New documentary features narration by Jason Momoa, rare archival footage and new interviews with Laird Hamilton, Carissa Moore, Jack Johnson and others

 

man standing behind surfboard with many trophies. Three women in swimsuits with him smiling
Waterman follows Duke Kahanamoku on his journey through the Olympics, Hollywood, and back to Hawai’i, where he served as the Sheriff of Honolulu for 13 terms. After two decades of public service, Duke’s longtime status as the unofficial greeter of Hawai’i became official: he was named the “Ambassador of Aloha” in 1959 when Hawai’i became the 50th U.S. state.

Five-time Olympic medalist Duke Kahanamoku shattered records as a swimmer and brought surfing to the world while overcoming rampant racism in a lifetime of personal challenges. American Masters: Waterman — Duke: Ambassador of Aloha explores his life, career and struggles with prejudice. As a dark-skinned Pacific Islander, Kahanamoku broke through racial barriers with athletic accomplishments before Joe Louis, Jesse Owens and Jackie Robinson; yet relatively few outside of Hawaii know the details of his inspiring story and considerable impact. Narrated by Jason Momoa (Aquaman, Game of Thrones, Dune), this new documentary reveals Kahanamoku’s influence on surfing’s global spread, his life-saving achievements and the obstacles he conquered both within and outside the sporting world. American Masters: Waterman — Duke: Ambassador of Aloha premieres nationwide Tuesday, May 10 at 9 p.m. on PBS, http://pbs.org/americanmasters and the PBS Video app.

man surfing a wave with woman on his shoulders
Revered worldwide as the father of modern-day surfing, Duke Kahanamoku introduced Australia and New Zealand to the Hawaiian style of surfing. During a 1915 swimming exhibition tour, Duke captivated spectators with a demonstration of surfing on Freshwater Beach, Australia. Waterman depicts the jaw-dropping tandem surfing ride with Isabel Letham, a young woman who would go on to become an accomplished surfer.

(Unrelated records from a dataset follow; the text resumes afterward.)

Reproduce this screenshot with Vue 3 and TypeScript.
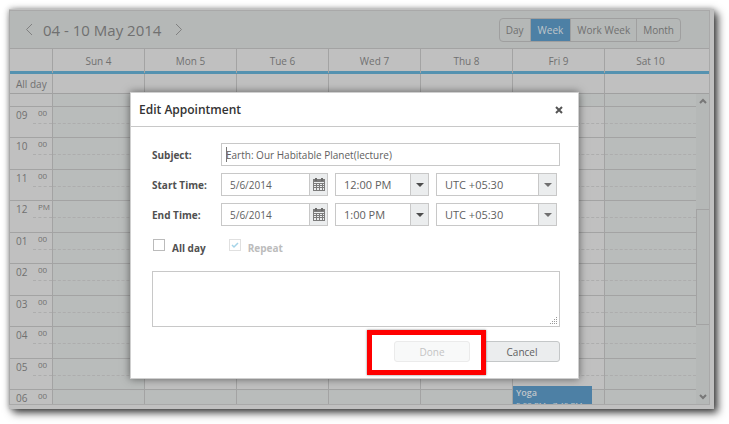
<script setup lang="ts">
import { ref } from 'vue'

type View = 'Day' | 'Week' | 'Work Week' | 'Month'

const views: View[] = ['Day', 'Week', 'Work Week', 'Month']
const activeView = ref<View>('Week')
const days = ['Sun 4', 'Mon 5', 'Tue 6', 'Wed 7', 'Thu 8', 'Fri 9', 'Sat 10']

interface Hour { label: string; suffix: string; working: boolean }
const hours: Hour[] = [
  { label: '09', suffix: '00', working: true },
  { label: '10', suffix: '00', working: true },
  { label: '11', suffix: '00', working: true },
  { label: '12', suffix: 'PM', working: true },
  { label: '01', suffix: '00', working: true },
  { label: '02', suffix: '00', working: true },
  { label: '03', suffix: '00', working: true },
  { label: '04', suffix: '00', working: true },
  { label: '05', suffix: '00', working: true },
  { label: '06', suffix: '00', working: false },
]

const subject = ref('Earth: Our Habitable Planet(lecture)')
const slots = ref([
  { id: 'start', label: 'Start Time:', date: '5/6/2014', time: '12:00 PM', zone: 'UTC +05:30' },
  { id: 'end', label: 'End Time:', date: '5/6/2014', time: '1:00 PM', zone: 'UTC +05:30' },
])
const allDay = ref(false)
const repeat = ref(true)
const notes = ref('')

const isWeekend = (index: number) => index === 0 || index === 6
</script>

<template>
  <div class="page">
    <div class="frame">
      <section class="scheduler">
        <header class="toolbar">
          <button class="nav" type="button" aria-label="Previous week">
            <svg width="8" height="13" viewBox="0 0 8 13"><path d="M7 1 1.5 6.5 7 12" /></svg>
          </button>
          <h1>04 - 10 May 2014</h1>
          <button class="nav" type="button" aria-label="Next week">
            <svg width="8" height="13" viewBox="0 0 8 13"><path d="M1 1 6.5 6.5 1 12" /></svg>
          </button>
          <div class="views">
            <button
              v-for="view in views"
              :key="view"
              type="button"
              :class="{ active: view === activeView }"
              @click="activeView = view"
            >{{ view }}</button>
          </div>
        </header>

        <div class="row day-row">
          <div></div>
          <div v-for="day in days" :key="day" class="day">{{ day }}</div>
        </div>
        <div class="row all-day-row">
          <div class="all-day">All day</div>
          <div v-for="day in days" :key="day" class="day"></div>
        </div>

        <div class="body">
          <div class="hours">
            <div class="hour-row">
              <div class="time"></div>
              <div v-for="day in days" :key="day" class="cell off"></div>
            </div>
            <div v-for="hour in hours" :key="hour.label" class="hour-row">
              <div class="time half">
                <span>{{ hour.label }}</span><small>{{ hour.suffix }}</small>
              </div>
              <div
                v-for="(day, i) in days"
                :key="day"
                class="cell half"
                :class="{ off: isWeekend(i) || !hour.working }"
              >
                <div v-if="hour.label === '05' && day === 'Fri 9'" class="event">
                  <strong>Yoga</strong>
                  <span>5:50 PM - 7:45 PM</span>
                </div>
              </div>
            </div>
          </div>
          <div class="scrollbar">
            <button type="button" aria-label="Scroll up">
              <svg width="8" height="6" viewBox="0 0 8 6"><path d="M1 5 4 2l3 3" /></svg>
            </button>
            <div class="track"><div class="thumb"></div></div>
            <button type="button" aria-label="Scroll down">
              <svg width="8" height="6" viewBox="0 0 8 6"><path d="M1 1l3 3 3-3" /></svg>
            </button>
          </div>
        </div>
      </section>
    </div>

    <form class="dialog" role="dialog" aria-labelledby="dialog-title" @submit.prevent>
      <header class="dialog-head">
        <h2 id="dialog-title">Edit Appointment</h2>
        <button type="button" class="close" aria-label="Close">
          <svg width="8" height="8" viewBox="0 0 8 8"><path d="M1 1l6 6M7 1 1 7" /></svg>
        </button>
      </header>
      <div class="dialog-body">
        <div class="field">
          <label for="subject">Subject:</label>
          <div class="box subject">
            <input id="subject" v-model="subject" type="text" />
            <i class="caret"></i>
          </div>
        </div>
        <div v-for="slot in slots" :key="slot.id" class="field">
          <label :for="slot.id">{{ slot.label }}</label>
          <div class="box date">
            <input :id="slot.id" v-model="slot.date" type="text" />
            <button type="button" class="addon" aria-label="Pick a date">
              <svg width="12" height="13" viewBox="0 0 12 13">
                <path d="M0 1h12v12H0z" fill="#7c7c7c" />
                <path d="M2 0h2v3H2zM8 0h2v3H8z" fill="#6b6b6b" />
                <path d="M1 4h10v1H1zM1 6h2v1H1zM4 6h2v1H4zM7 6h2v1H7zM10 6h1v1h-1zM1 8h2v1H1zM4 8h2v1H4zM7 8h2v1H7zM10 8h1v1h-1zM1 10h2v2H1zM4 10h2v2H4zM7 10h2v2H7zM10 10h1v2h-1z" fill="#ebedee" />
              </svg>
            </button>
          </div>
          <div class="box time-box">
            <select v-model="slot.time" aria-label="Time">
              <option>12:00 PM</option>
              <option>1:00 PM</option>
            </select>
            <span class="addon"><svg width="8" height="4" viewBox="0 0 8 4"><path d="M0 0h8L4 4z" fill="#4c4c4c" /></svg></span>
          </div>
          <div class="box zone">
            <select v-model="slot.zone" aria-label="Time zone">
              <option>UTC +05:30</option>
            </select>
            <span class="addon"><svg width="8" height="4" viewBox="0 0 8 4"><path d="M0 0h8L4 4z" fill="#707070" /></svg></span>
          </div>
        </div>
        <div class="checks">
          <label><input v-model="allDay" type="checkbox" /><span>All day</span></label>
          <label class="disabled"><input v-model="repeat" type="checkbox" disabled /><span>Repeat</span></label>
        </div>
        <div class="notes">
          <textarea v-model="notes" aria-label="Description"></textarea>
          <svg width="8" height="8" viewBox="0 0 8 8"><path d="M6 0h1v1H6zM4 2h1v1H4zM6 2h1v1H6zM2 4h1v1H2zM4 4h1v1H4zM6 4h1v1H6zM0 6h1v1H0zM2 6h1v1H2zM4 6h1v1H4zM6 6h1v1H6z" fill="#999" /></svg>
        </div>
        <footer class="actions">
          <div class="done">
            <button type="submit" disabled>Done</button>
            <span class="highlight"></span>
          </div>
          <button type="button">Cancel</button>
        </footer>
      </div>
    </form>
  </div>
</template>

<style>
body {
  background: #fff;
}
</style>

<style scoped>
* {
  box-sizing: border-box;
}
.page {
  position: relative;
  height: 100vh;
  padding: 9px 15px 15px 9px;
  font: 10px/16px "Open Sans", "Noto Sans", sans-serif;
  color: #707070;
}
button,
input,
select,
textarea {
  font: inherit;
  color: inherit;
  margin: 0;
  padding: 0;
  border: 0;
  background: none;
  border-radius: 0;
  outline: none;
}
svg {
  display: block;
}
.frame {
  height: 100%;
  padding: 1px 4px 4px 0;
  background: #c0c0c0;
  box-shadow: 4px 4px 8px rgba(0, 0, 0, 0.7), 0 0 6px rgba(0, 0, 0, 0.35);
}
.scheduler {
  height: 100%;
  display: flex;
  flex-direction: column;
  border: 1px solid #a9a9a9;
  background: #c0c0c0;
}
.toolbar {
  flex: none;
  display: flex;
  align-items: center;
  height: 38px;
  padding: 0 28px 0 15px;
  border-bottom: 1px solid #a3a3a3;
  background: #b5b8b7;
}
.nav path {
  fill: none;
  stroke: #808080;
}
.toolbar h1 {
  margin: 0 14px 0 10px;
  font-size: 15px;
  line-height: 22px;
  font-weight: 400;
  color: #707070;
}
.views {
  display: flex;
  height: 24px;
  margin-left: auto;
  border: 1px solid #9f9f9f;
  border-radius: 4px;
  overflow: hidden;
}
.views button {
  padding: 0 6px;
}
.views button + button {
  border-left: 1px solid #a0a0a0;
}
.views .active {
  padding: 0 7px;
  background: #4d80a5;
  color: #c0c6ca;
}
.row {
  flex: none;
  display: grid;
  grid-template-columns: 42px repeat(7, 1fr);
  padding-right: 13px;
}
.row .day {
  border-left: 1px solid #a3a3a3;
  text-align: center;
}
.day-row {
  height: 25px;
  line-height: 24px;
  border-bottom: 3px solid #5592b0;
}
.all-day-row {
  height: 20px;
  line-height: 20px;
  border-bottom: 1px solid #a0a0a0;
}
.all-day {
  padding-left: 6px;
  white-space: nowrap;
}
.body {
  flex: 1;
  min-height: 0;
  display: flex;
  overflow: hidden;
}
.hours {
  flex: 1;
  display: grid;
  grid-template-rows: 13px;
  grid-auto-rows: 31px 32px;
}
.hour-row {
  display: grid;
  grid-template-columns: 42px repeat(7, 1fr);
  border-bottom: 1px solid #a3a3a3;
}
.cell {
  position: relative;
  border-left: 1px solid #a3a3a3;
}
.off {
  background: #b9bcbb;
}
.half::before {
  content: "";
  display: block;
  height: 16px;
  border-bottom: 1px dashed #adadad;
}
.time {
  display: grid;
  grid-template-columns: 23px 19px;
  color: #707070;
}
.time.half::before {
  grid-area: 1 / 2;
}
.time span {
  grid-area: 1 / 1;
  padding-left: 6px;
  height: 16px;
  line-height: 16px;
}
.time small {
  grid-area: 1 / 2;
  padding-left: 5px;
  font-size: 8px;
  line-height: 12px;
}
.event {
  position: absolute;
  z-index: 1;
  top: 27px;
  left: 0;
  width: 79px;
  height: 60px;
  padding: 1px 3px;
  background: #4d80a5;
  color: #c0c6ca;
  font-size: 8px;
  line-height: 11px;
  white-space: nowrap;
}
.event strong,
.event span {
  display: block;
}
.event strong {
  font-size: 9px;
  line-height: 12px;
  font-weight: 600;
}
.scrollbar {
  flex: none;
  width: 13px;
  display: flex;
  flex-direction: column;
  background: #b5b8b7;
}
.scrollbar button {
  height: 14px;
  display: grid;
  place-items: center;
}
.scrollbar path {
  fill: none;
  stroke: #777;
  stroke-width: 2;
}
.track {
  flex: 1;
  display: grid;
  grid-template-rows: 101fr 117fr 65fr;
}
.thumb {
  grid-row: 2;
  border: 1px solid #a3a3a3;
  border-right: 0;
}
.dialog {
  position: absolute;
  top: 92px;
  left: 130px;
  width: 449px;
  border: 1px solid #cfcfcf;
  background: #fff;
  color: #606060;
  box-shadow: 0 0 8px rgba(0, 0, 0, 0.5);
}
.dialog-head {
  display: flex;
  align-items: center;
  justify-content: space-between;
  height: 34px;
  padding: 0 15px 0 8px;
  border-bottom: 1px solid #c8c8c8;
}
.dialog-head h2 {
  margin: 0;
  font-size: 12px;
  line-height: 16px;
  font-weight: 600;
  color: #333;
}
.close path {
  stroke: #555;
  stroke-width: 2;
}
.dialog-body {
  padding: 16px 18px 16px 21px;
}
.field {
  display: flex;
  gap: 7px;
  height: 23px;
  margin-bottom: 7px;
}
.field > label {
  flex: none;
  width: 62px;
  line-height: 25px;
  font-weight: 700;
  color: #505050;
}
.box {
  flex: none;
  display: grid;
  grid-template-columns: 1fr 18px;
  border: 1px solid #c8c8c8;
  background: #fff;
}
.box input,
.box select {
  grid-area: 1 / 1;
  min-width: 0;
  width: 100%;
  padding-left: 8px;
}
.box select {
  grid-area: 1 / 1 / 2 / 3;
  appearance: none;
  font-size: 11px;
}
.box .addon {
  grid-area: 1 / 2;
  display: grid;
  place-items: center;
  border-left: 1px solid #c8c8c8;
  background: #ebedee;
  pointer-events: none;
}
.box.subject {
  flex: 1;
  grid-template-columns: 1fr;
}
.box.subject input {
  padding-left: 4px;
}
.caret {
  grid-area: 1 / 1;
  width: 1px;
  height: 15px;
  margin: 3px 0 0 4px;
  background: #777;
}
.date {
  width: 107px;
}
.time-box {
  width: 94px;
}
.zone {
  width: 121px;
}
.checks {
  display: flex;
  gap: 23px;
  padding: 6px 0 0 1px;
  height: 38px;
}
.checks label {
  display: flex;
  gap: 7px;
  height: 16px;
  font-weight: 700;
  color: #505050;
}
.checks span {
  padding-top: 1px;
}
.checks input {
  appearance: none;
  width: 12px;
  height: 12px;
  border: 1px solid #bbb;
  background: #fff;
}
.checks .disabled {
  color: #bcbcbc;
}
.checks .disabled input {
  border-color: #e0e0e0;
  background: #fff url("data:image/svg+xml,%3Csvg xmlns='http://www.w3.org/2000/svg' viewBox='0 0 10 10'%3E%3Cpath d='M2 5l2 2 4-4' fill='none' stroke='%23a5d4e8' stroke-width='1.5'/%3E%3C/svg%3E") center / 10px 10px no-repeat;
}
.notes {
  display: grid;
}
.notes textarea {
  grid-area: 1 / 1;
  height: 56px;
  padding: 4px;
  border: 1px solid #c8c8c8;
  resize: none;
}
.notes svg {
  grid-area: 1 / 1;
  place-self: end;
  margin: 0 2px 2px 0;
}
.actions {
  display: flex;
  justify-content: flex-end;
  gap: 14px;
  margin-top: 14px;
}
.actions button {
  width: 76px;
  height: 21px;
  border: 1px solid #c4c7c8;
  border-radius: 3px;
  background: #ebedee;
}
.actions button:disabled {
  border-color: #ebebeb;
  background: #f8f9f9;
  color: #c4c4c4;
}
.done {
  position: relative;
}
.highlight {
  position: absolute;
  inset: -11px -16px -13px -27px;
  border: 5px solid #f00;
  box-shadow: 0 0 2px rgba(0, 0, 0, 0.5);
  pointer-events: none;
}
</style>
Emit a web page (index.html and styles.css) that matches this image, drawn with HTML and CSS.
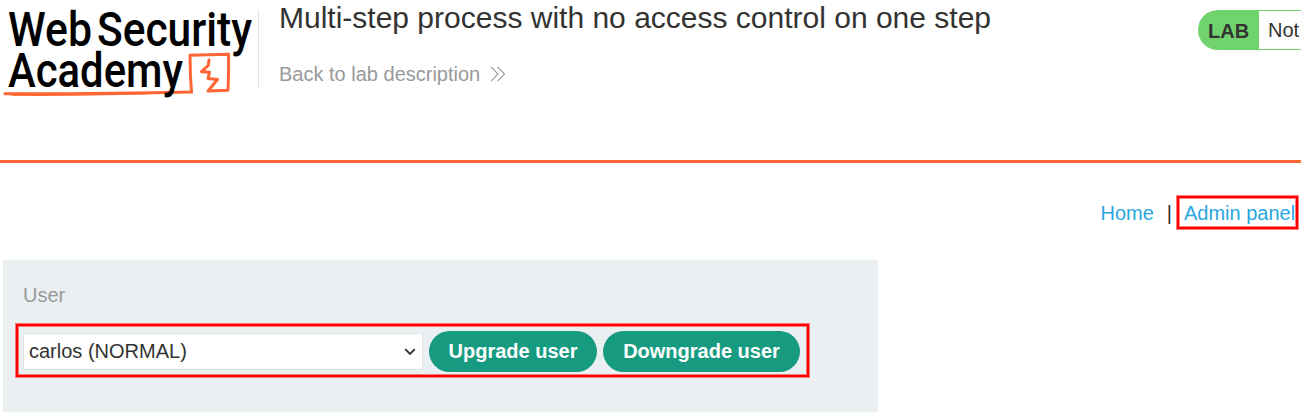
FILE: index.html
```html
<!DOCTYPE html>
<html lang="en">
<head>
<meta charset="utf-8">
<title>Multi-step process with no access control on one step</title>
<link rel="stylesheet" href="styles.css">
</head>
<body>
<header class="lab-header">
  <svg class="logo" width="258" height="104" viewBox="0 0 258 104" role="img" aria-label="Web Security Academy">
    <path class="logo-line" d="M191.500 92 C190.500 80 190 68 190 55.200 L228.500 54.200 C229 66 228.500 78 228 90.300 L208 91 L217.500 79.500 L208 78.500 L209.500 72.300 L201.500 71.700 L208.300 65.500 L209 60"/>
    <path class="logo-line" d="M191.500 92 C150 93 90 94 5 93.800"/>
    <path class="logo-line thin" d="M12 95 C60 95.500 100 94.800 150 93.500"/>
    <g class="logo-text">
      <text x="8" y="46" textLength="84" lengthAdjust="spacingAndGlyphs">Web</text>
      <text x="97" y="46" textLength="155" lengthAdjust="spacingAndGlyphs">Security</text>
      <text x="8" y="87" textLength="175" lengthAdjust="spacingAndGlyphs">Academy</text>
    </g>
  </svg>
  <div class="title-block">
    <h1 class="title">Multi-step process with no access control on one step</h1>
    <a class="back-link">Back to lab description
      <svg class="chevrons" width="16" height="16" viewBox="0 0 16 16"><path d="M1 .8 8 8 1 15.200M7.500 .8 14.500 8 7.500 15.200"/></svg>
    </a>
  </div>
  <div class="lab-status"><span class="lab-tag">LAB</span><span class="lab-state">Not</span></div>
</header>
<main class="content">
  <nav class="nav"><a>Home</a><span class="divider">|</span><a class="marked-link marked">Admin panel</a></nav>
  <form class="user-form">
    <label class="field-label">User</label>
    <div class="controls marked">
      <div class="select"><span>carlos (NORMAL)</span>
        <svg class="caret" width="12" height="8" viewBox="0 0 12 8"><path d="M1.200 1.200 6 6 10.800 1.200"/></svg>
      </div>
      <button type="button" class="button upgrade">Upgrade user</button>
      <button type="button" class="button downgrade">Downgrade user</button>
    </div>
  </form>
</main>
</body>
</html>
```
FILE: styles.css
```css
* { box-sizing: border-box; }
body {
  margin: 0;
  height: 418px;
  overflow: hidden;
  background: #fff;
  color: #333332;
  font: 20px/24px "Liberation Sans", Arial, sans-serif;
}
.lab-header {
  display: flex;
  align-items: flex-start;
  height: 163px;
  border-bottom: 3px solid #ff6633;
}
.logo { flex: none; display: block; }
.logo-text { font-family: Roboto, sans-serif; font-size: 48px; font-weight: 500; fill: #000; }
.logo-line { fill: none; stroke: #ff6633; stroke-width: 3; stroke-linejoin: round; stroke-linecap: round; }
.thin { stroke-width: 1.500; }
.title-block {
  flex: 1;
  height: 78px;
  margin-top: 10px;
  padding-left: 20px;
  border-left: 1px solid #e2e2e2;
}
.title { margin: -9px 0 0; font-size: 30px; line-height: 34px; font-weight: 400; white-space: nowrap; }
.back-link { display: flex; align-items: center; gap: 10px; margin-top: 27px; color: #999; }
.chevrons { fill: none; stroke: #999; stroke-width: 1.100; }
.lab-status {
  flex: none;
  display: flex;
  width: 103px;
  height: 40px;
  margin-top: 10px;
  border: 1px solid #71d36d;
  border-right: 0;
  border-radius: 20px 0 0 20px;
  background: linear-gradient(to right, #71d36d 60px, #fff 60px);
  line-height: 38px;
  white-space: nowrap;
}
.lab-tag { flex: none; width: 60px; padding-left: 9px; font-weight: 700; line-height: 40px; }
.lab-state { flex: none; width: 42px; padding-left: 9px; }
.nav {
  display: flex;
  justify-content: flex-end;
  align-items: center;
  height: 35px;
  margin-top: 32px;
  padding-right: 3px;
  color: #29a7df;
}
.divider { margin: 0 5px 0 13px; color: #333332; }
.marked {
  border: 2px solid #f00;
  box-shadow: 0 0 0 1px rgba(255, 0, 0, .5), inset 0 0 0 1px rgba(255, 0, 0, .5);
}
.marked-link {
  width: 121px;
  height: 33px;
  padding-left: 5px;
  line-height: 30px;
  white-space: nowrap;
}
.user-form {
  width: 875px;
  height: 152px;
  margin: 30px 0 0 3px;
  padding: 23px 13px 0;
  background: #eaeff2;
}
.field-label { display: block; padding-left: 7px; color: #999; }
.controls {
  display: flex;
  align-items: center;
  gap: 6px;
  width: 793px;
  height: 53px;
  margin-top: 17px;
  padding: 2px 0 0 5px;
}
.select {
  display: flex;
  align-items: center;
  justify-content: space-between;
  width: 400px;
  height: 37px;
  padding: 0 6px 1px 5px;
  border: 1px solid #e2e2e2;
  background: #fff;
}
.caret { fill: none; stroke: #333332; stroke-width: 1.900; position: relative; top: 1px; }
.button {
  height: 41px;
  padding: 0;
  border: 0;
  border-radius: 21px;
  background: #169b80;
  color: #fff;
  font: 700 20px/41px "Liberation Sans", Arial, sans-serif;
}
.upgrade { width: 168px; }
.downgrade { width: 197px; }
```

Using rare archival footage, contemporary visuals and new interviews with Laird Hamilton (big wave surfer), Kelly Slater (11-time world champion surfer), Carissa Moore (Olympic surfing gold medalist), Jack Johnson (musician), David Davis (author, “Waterman”), Moses Goods (playwright and actor, “Duke”), Dr. Isaiah Helekunihi Walker (author, “Waves of Resistance”), Fred Hemmings (world champion surfer), Kelia Moniz (world champion surfer), Kai Lenny (big wave surfer) and others. The documentary presents Kahanamoku’s rise to fame and how he became the face of a changing Hawaii as it evolved from an isolated island kingdom to a multi-ethnic American paradise.

Man swimming underwater in Olympic pool
Waterman explores the journey and legacy of Duke Paoa Kahanamoku, renowned Olympic swimmer and undisputed father of modern-day surfing. After shattering the world record for the 100-yard freestyle swim in 1911, Duke traveled to the University of Pennsylvania and trained under coach George Kistler before competing at the Olympics. Duke is known for developing the “Kahanamoku Kick” – a flutter kick that made him a fierce competitor in the water.

After his appearance in the 1924 Olympics, Kahanamoku began dabbling in Hollywood and started to appear in movies by 1925. Unlike other Olympic champions who went on to further glory by starring in blockbusters, Kahanamoku’s dream of playing Tarzan in the movies never materialized. Instead, the role went to his friend and Olympic swimming rival Johnny Weissmuller. Though he represented Pacific Islanders in minor Hollywood roles, Kahanamoku became best known as the “Ambassador of Aloha” playing a vital role in supporting the burgeoning tourist industry.

By the time Hawaii became the 50th state, surfing had spread throughout America and around the world because of Kahanamoku’s influence and celebrity. Through his popular surfing exhibitions, he brought the sport to both coasts of the United States and to Freshwater Beach near Sydney, Australia. Additionally, he famously used his surfboard to save eight people from a shipwreck off Newport Beach in California, which was highly documented in news media.